The record is nicely finished off by “Inspired,” a light and airy country tune with a very nostalgic theme. In the lyrics, Miley speaks once again of change, along with remembering fond childhood memories and feeling inspired when thinking of the future. This song arguably is the biggest stylistic throwback in the entire album, sounding like a revamped version of “The Climb” or “I Hope You Find It.” It beautifully and effectively illustrates the theme of reconnecting to one’s youth and drawing from one’s roots while embracing life’s inevitable changes.

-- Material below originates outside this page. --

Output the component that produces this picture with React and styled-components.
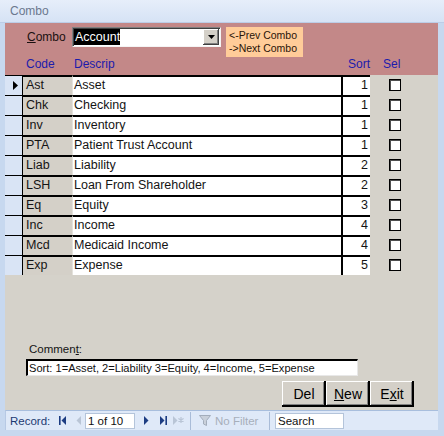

So, to answer our question, the new album seems to proudly combine aspects of every past Miley persona to create an entirely new and exciting sound. The entire album contains a lyrical theme of “change,” which is certainly the best word to sum up what this record is for Cyrus. A big change. And a welcome one to usher out the grill-wearing, twerking, culturally-appropriating cringe fest that came before. The album is able to move flawlessly between everything from dreamy alternative to toe-tapping country. From soft and demure love songs to empowered kick-em-to-the-curb breakup anthems. We’ve come a long way from “Bangerz” or “Miley Cyrus and her Dead Pets,” but the influence of all of her previous albums are still undoubtedly there. The Backyard Sessions in a way gave us a taste of this dreamy, country-hippie style, but only enough to tease us before Miley went full Bangerz. Overall, the album is a very successful showcase of Miley’s unique and dynamic voice and ability to master multiple genres and it signals an exciting new era for Cyrus.